◆ PROBLEM
Isolate every line in the records below with "this" in it.

— BEGIN EXTRACTED RECORDS —

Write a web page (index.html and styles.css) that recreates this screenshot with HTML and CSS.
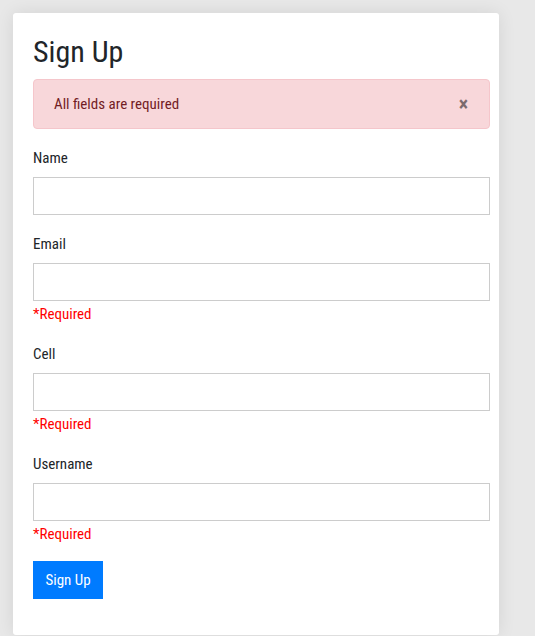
FILE: index.html
```html
<!DOCTYPE html>
<html lang="en">
<head>
<meta charset="utf-8">
<title>Sign Up</title>
<link rel="stylesheet" href="styles.css">
</head>
<body>
<div class="card">
  <h2 class="title">Sign Up</h2>
  <div class="alert">
    <span>All fields are required</span>
    <span class="close">&times;</span>
  </div>
  <form class="form">
    <div class="group">
      <label class="label">Name</label>
      <input class="input" type="text">
    </div>
    <div class="group">
      <label class="label">Email</label>
      <input class="input" type="text">
      <div class="error">*Required</div>
    </div>
    <div class="group">
      <label class="label">Cell</label>
      <input class="input" type="text">
      <div class="error">*Required</div>
    </div>
    <div class="group">
      <label class="label">Username</label>
      <input class="input" type="text">
      <div class="error">*Required</div>
    </div>
    <button class="btn" type="button">Sign Up</button>
  </form>
</div>
</body>
</html>
```
FILE: styles.css
```css
html, body {
  margin: 0;
  padding: 0;
}
body {
  background: #e8e8e8;
  font-family: "Ubuntu Condensed", "Liberation Sans Narrow", "Roboto Condensed", "Open Sans Condensed", "Liberation Sans", sans-serif;
  font-stretch: condensed;
  color: #212529;
  height: 636px;
  overflow: hidden;
}
.card {
  box-sizing: border-box;
  margin: 13px 0 0 13px;
  width: 486px;
  padding: 20px 9px 36px 20px;
  background: #fff;
  border-radius: 3px;
  box-shadow: 0 0 18px rgba(0,0,0,0.09);
}
.title {
  margin: 0 0 8px;
  font-size: 30px;
  line-height: 38px;
  font-weight: 400;
}
.alert {
  display: flex;
  justify-content: space-between;
  align-items: center;
  padding: 12px 20px;
  line-height: 24px;
  font-size: 15px;
  background: #f8d7da;
  border: 1px solid #f5c6cb;
  border-radius: 4px;
  color: #721c24;
  margin-bottom: 16px;
}
.close {
  font-size: 20px;
  font-weight: 700;
  color: #000;
  opacity: 0.5;
  line-height: 24px;
  margin-right: 1px;
}
.form {
  display: flex;
  flex-direction: column;
  margin: 0;
}
.group {
  display: flex;
  flex-direction: column;
  margin-bottom: 16px;
}
.label {
  font-size: 15px;
  line-height: 24px;
  padding-top: 1px;
  margin-bottom: 7px;
}
.input {
  box-sizing: border-box;
  height: 38px;
  width: 100%;
  margin: 0;
  border: 1px solid #ccc;
  border-radius: 0;
  background: #fff;
}
.error {
  color: #f00;
  font-size: 15px;
  line-height: 24px;
  padding-top: 1px;
  margin-bottom: -1px;
}
.btn {
  align-self: flex-start;
  box-sizing: border-box;
  height: 38px;
  width: 70px;
  padding: 0;
  border: none;
  border-radius: 0;
  background: #007bff;
  color: #fff;
  font-family: inherit;
  font-stretch: condensed;
  font-size: 15px;
}
```
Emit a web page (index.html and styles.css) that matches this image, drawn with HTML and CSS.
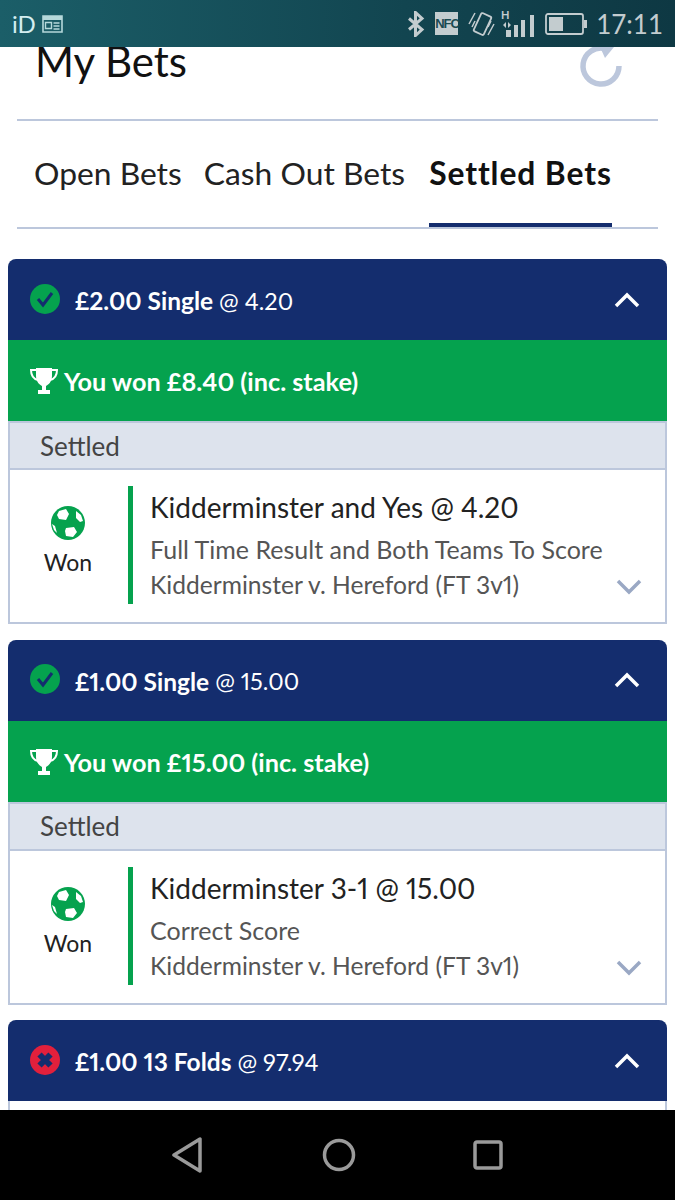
FILE: index.html
```html
<!DOCTYPE html>
<html lang="en">
<head>
    <meta charset="UTF-8">
    <title>My Bets</title>
    <link rel="stylesheet" href="styles.css">
</head>
<body>
    <div class="status-bar">
        <div class="status-left">
            <span class="carrier">iD</span>
            <svg class="status-news" width="21" height="18" viewBox="0 0 21 18">
                <path d="M1 1h19v16H1z" fill="none" stroke="#b5d8da" stroke-width="1.6"/>
                <path d="M1 1h19v4H1z" fill="#b5d8da"/>
                <path d="M3.500 7.500h6v6h-6z" fill="none" stroke="#b5d8da" stroke-width="1.400"/>
                <path d="M11.500 8h6M11.500 11h6M11.500 14h6" stroke="#b5d8da" stroke-width="1.500"/>
            </svg>
        </div>
        <div class="status-right">
            <svg width="18" height="26" viewBox="0 0 18 26">
                <path d="M2 7.500l13 11-6.500 6V1.500l6.500 6-13 11" fill="none" stroke="#c3cccf" stroke-width="3"/>
            </svg>
            <span class="nfc">NFC</span>
            <svg class="vibrate" width="27" height="26" viewBox="0 0 27 26">
                <rect x="9" y="3" width="11" height="20" rx="1.500" transform="rotate(25 14.500 13)" fill="none" stroke="#c3cccf" stroke-width="1.800"/>
                <path d="M1 13l6-11M4 16l3-6M26 13l-6 11M23 10l-3 6" stroke="#c3cccf" stroke-width="1.500"/>
            </svg>
            <svg width="34" height="34" viewBox="0 0 34 34">
                <text x="0" y="12" class="net">H</text>
                <path d="M5 15l-3 3 3 3zM7 15l3 3-3 3z" fill="#c3cccf"/>
                <path d="M5 23h5v7H5zM13 18h4v12h-4zM20 13h4v17h-4zM29 8h4v22h-4z" fill="#c3cccf"/>
            </svg>
            <svg width="43" height="22" viewBox="0 0 43 22">
                <rect x="1" y="1" width="37" height="20" rx="2" fill="none" stroke="#c3cccf" stroke-width="1.800"/>
                <rect x="4" y="4" width="14" height="14" fill="#c3cccf"/>
                <rect x="39" y="7" width="3" height="8" fill="#c3cccf"/>
            </svg>
            <span class="clock">17:11</span>
        </div>
    </div>

    <div class="screen">
        <div class="page-head">
            <h1>My Bets</h1>
            <svg class="refresh" width="46" height="46" viewBox="0 0 46 46">
                <path d="M27 5.500A18 18 0 1 0 41 23" fill="none" stroke="#bcc7dc" stroke-width="5.500"/>
                <path d="M22 4h14l-9 11z" fill="#bcc7dc"/>
            </svg>
        </div>

        <div class="tabs">
            <div class="tab">Open Bets</div>
            <div class="tab">Cash Out Bets</div>
            <div class="tab active">Settled Bets</div>
        </div>

        <div class="bet-list">
            <div class="bet">
                <div class="bet-head">
                    <svg class="bet-status" width="30" height="30" viewBox="0 0 30 30">
                        <circle cx="15" cy="15" r="15" fill="#05a24e"/>
                        <path d="M8 15l5 6 9-12" fill="none" stroke="#142d6e" stroke-width="3"/>
                    </svg>
                    <span class="stake">£2.00 Single</span>
                    <span class="odds">@ 4.20</span>
                    <svg class="chevron" width="26" height="16" viewBox="0 0 26 16">
                        <path d="M2 14L13 3l11 11" fill="none" stroke="#fff" stroke-width="3.500"/>
                    </svg>
                </div>
                <div class="bet-win">
                    <svg class="trophy" width="28" height="28" viewBox="0 0 28 28">
                        <path d="M6 1h16v8c0 6-4 9-6 10v4h4v4H8v-4h4v-4C10 18 6 15 6 9z" fill="#fff"/>
                        <path d="M6 3H1c0 6 3 9 7 10M22 3h5c0 6-3 9-7 10" fill="none" stroke="#fff" stroke-width="2"/>
                    </svg>
                    You won £8.40 (inc. stake)
                </div>
                <div class="bet-state">Settled</div>
                <div class="bet-body">
                    <div class="result">
                        <svg class="ball" width="34" height="34" viewBox="0 0 34 34">
                            <circle cx="17" cy="17" r="17" fill="#05a24e"/>
                            <path d="M8 5l7-2 3 5-3 6-7-1-2-4zM25 5l5 4 2 6-3 1-4-4zM15 22l8-1 3 5-4 5-7-1-1-5zM1 18l3 2 2 7-3-3z" fill="#fff"/>
                        </svg>
                        <span>Won</span>
                    </div>
                    <div class="selection">
                        <div class="pick">Kidderminster and Yes @ 4.20</div>
                        <div class="market">Full Time Result and Both Teams To Score</div>
                        <div class="event">Kidderminster v. Hereford (FT 3v1)</div>
                    </div>
                    <svg class="expand" width="26" height="16" viewBox="0 0 26 16">
                        <path d="M2 2l11 11L24 2" fill="none" stroke="#9aa8c4" stroke-width="3.500"/>
                    </svg>
                </div>
            </div>

            <div class="bet">
                <div class="bet-head">
                    <svg class="bet-status" width="30" height="30" viewBox="0 0 30 30">
                        <circle cx="15" cy="15" r="15" fill="#05a24e"/>
                        <path d="M8 15l5 6 9-12" fill="none" stroke="#142d6e" stroke-width="3"/>
                    </svg>
                    <span class="stake">£1.00 Single</span>
                    <span class="odds">@ 15.00</span>
                    <svg class="chevron" width="26" height="16" viewBox="0 0 26 16">
                        <path d="M2 14L13 3l11 11" fill="none" stroke="#fff" stroke-width="3.500"/>
                    </svg>
                </div>
                <div class="bet-win">
                    <svg class="trophy" width="28" height="28" viewBox="0 0 28 28">
                        <path d="M6 1h16v8c0 6-4 9-6 10v4h4v4H8v-4h4v-4C10 18 6 15 6 9z" fill="#fff"/>
                        <path d="M6 3H1c0 6 3 9 7 10M22 3h5c0 6-3 9-7 10" fill="none" stroke="#fff" stroke-width="2"/>
                    </svg>
                    You won £15.00 (inc. stake)
                </div>
                <div class="bet-state">Settled</div>
                <div class="bet-body">
                    <div class="result">
                        <svg class="ball" width="34" height="34" viewBox="0 0 34 34">
                            <circle cx="17" cy="17" r="17" fill="#05a24e"/>
                            <path d="M8 5l7-2 3 5-3 6-7-1-2-4zM25 5l5 4 2 6-3 1-4-4zM15 22l8-1 3 5-4 5-7-1-1-5zM1 18l3 2 2 7-3-3z" fill="#fff"/>
                        </svg>
                        <span>Won</span>
                    </div>
                    <div class="selection">
                        <div class="pick">Kidderminster 3-1 @ 15.00</div>
                        <div class="market">Correct Score</div>
                        <div class="event">Kidderminster v. Hereford (FT 3v1)</div>
                    </div>
                    <svg class="expand" width="26" height="16" viewBox="0 0 26 16">
                        <path d="M2 2l11 11L24 2" fill="none" stroke="#9aa8c4" stroke-width="3.500"/>
                    </svg>
                </div>
            </div>

            <div class="bet">
                <div class="bet-head">
                    <svg class="bet-status" width="30" height="30" viewBox="0 0 30 30">
                        <circle cx="15" cy="15" r="15" fill="#e2203c"/>
                        <path d="M9.500 9.500l11 11M20.500 9.500l-11 11" fill="none" stroke="#142d6e" stroke-width="6"/>
                    </svg>
                    <span class="stake">£1.00 13 Folds</span>
                    <span class="odds">@ 97.94</span>
                    <svg class="chevron" width="26" height="16" viewBox="0 0 26 16">
                        <path d="M2 14L13 3l11 11" fill="none" stroke="#fff" stroke-width="3.500"/>
                    </svg>
                </div>
                <div class="bet-body"></div>
            </div>
        </div>
    </div>

    <div class="nav-bar">
        <svg width="34" height="36" viewBox="0 0 34 36">
            <path d="M29 2v32L3 18z" fill="none" stroke="#9a9a9a" stroke-width="3.500" stroke-linejoin="round"/>
        </svg>
        <svg width="34" height="34" viewBox="0 0 34 34">
            <circle cx="17" cy="17" r="14.500" fill="none" stroke="#9a9a9a" stroke-width="3.500"/>
        </svg>
        <svg width="30" height="30" viewBox="0 0 30 30">
            <rect x="2" y="2" width="26" height="26" rx="2" fill="none" stroke="#9a9a9a" stroke-width="3.500"/>
        </svg>
    </div>
</body>
</html>
```

FILE: styles.css
```css
* {
    margin: 0;
    padding: 0;
    box-sizing: border-box;
}

body {
    width: 675px;
    height: 1200px;
    display: flex;
    flex-direction: column;
    overflow: hidden;
    font-family: "Lato", sans-serif;
    font-variant-numeric: proportional-nums;
    background: #fff;
    color: #1c1c1c;
}

/* status and nav bars sit over the scrolled page */
.status-bar {
    height: 47px;
    flex-shrink: 0;
    position: relative;
    z-index: 1;
    display: flex;
    justify-content: space-between;
    align-items: center;
    padding: 0 12px;
    background: linear-gradient(90deg, #1b5e68 0%, #124550 60%, #0e3843 100%);
}

.status-left,
.status-right {
    display: flex;
    align-items: center;
}

.status-left {
    gap: 6px;
}

.status-right {
    gap: 10px;
}

.carrier {
    font-size: 24px;
    color: #d4eef0;
}

.nfc {
    width: 23px;
    height: 23px;
    background: #c3cccf;
    color: #1a4a52;
    font-family: "Liberation Sans Narrow", "Liberation Sans", sans-serif;
    font-size: 13px;
    font-weight: 700;
    line-height: 23px;
    text-align: center;
    letter-spacing: -1px;
}

.vibrate {
    margin-right: -4px;
}

.net {
    font-size: 11px;
    font-weight: 700;
    fill: #c3cccf;
}

.clock {
    margin-left: -2px;
    font-size: 26px;
    font-variant-numeric: tabular-nums;
    color: #c3cccf;
}

.screen {
    flex: 1;
    min-height: 0;
}

.page-head {
    height: 74px;
    margin: 0 17px;
    display: flex;
    justify-content: space-between;
    align-items: flex-start;
    padding: 0 34px 0 18px;
    border-bottom: 2px solid #bcc7dc;
}

.page-head h1 {
    margin-top: -1px;
    font-size: 42px;
    font-weight: 400;
    line-height: 30px;
    color: #111;
}

.refresh {
    margin-top: -4px;
}

.tabs {
    height: 108px;
    margin: 0 17px;
    padding-left: 17px;
    display: flex;
    gap: 22px;
    border-bottom: 2px solid #bcc7dc;
}

.tab {
    display: flex;
    align-items: center;
    padding-bottom: 2px;
    font-size: 31.8px;
    color: #222;
}

.tab.active {
    margin-left: 2px;
    padding: 2px 0 0;
    font-weight: 700;
    letter-spacing: 0.9px;
    color: #111;
    border-bottom: 4px solid #142d6e;
}

.bet-list {
    padding: 30px 8px 0;
    display: flex;
    flex-direction: column;
    gap: 15.5px;
}

.bet-head {
    height: 81px;
    display: flex;
    align-items: center;
    padding: 0 27px 0 22px;
    background: #142d6e;
    border-radius: 8px 8px 0 0;
    color: #fff;
    font-size: 24.5px;
}

.bet-status {
    margin: -2px 15px 0 0;
}

.stake,
.odds {
    padding-top: 2px;
}

.stake {
    font-weight: 700;
    margin-right: 6px;
}

.odds {
    font-size: 23.5px;
}

.chevron {
    margin-left: auto;
}

.bet-win {
    height: 81px;
    display: flex;
    align-items: center;
    gap: 6px;
    padding: 1px 0 0 22px;
    background: #05a24e;
    color: #fff;
    font-size: 25.25px;
    font-weight: 700;
}

.bet-state {
    height: 49px;
    display: flex;
    align-items: center;
    padding-left: 30px;
    background: #dde3ed;
    border: 2px solid #bcc7dc;
    font-size: 26px;
    color: #444;
}

.bet-body {
    height: 154px;
    display: flex;
    align-items: flex-start;
    position: relative;
    border: 2px solid #bcc7dc;
    border-top: 0;
}

.result {
    width: 116px;
    padding-top: 36px;
    display: flex;
    flex-direction: column;
    align-items: center;
    gap: 8px;
    font-size: 23px;
    line-height: 28px;
    color: #222;
}

.selection {
    height: 118px;
    flex: 1;
    margin: 16px 0 0 2px;
    padding: 2px 0 0 17px;
    border-left: 5px solid #05a24e;
}

.pick {
    font-size: 28px;
    line-height: 38px;
    margin-bottom: 5px;
    color: #222;
}

.market,
.event {
    font-size: 25px;
    line-height: 36px;
    color: #555;
}

.event {
    font-size: 24.6px;
}

.expand {
    position: absolute;
    right: 23px;
    bottom: 27px;
}

.nav-bar {
    height: 90px;
    flex-shrink: 0;
    position: relative;
    z-index: 1;
    display: flex;
    justify-content: center;
    align-items: center;
    gap: 117px;
    padding-right: 2px;
    background: #000;
}
```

— END EXTRACTED RECORDS —

◆ OUTPUT OF THE TASK
Write a web page (index.html and styles.css) that recreates this screenshot with HTML and CSS.
Emit a web page (index.html and styles.css) that matches this image, drawn with HTML and CSS.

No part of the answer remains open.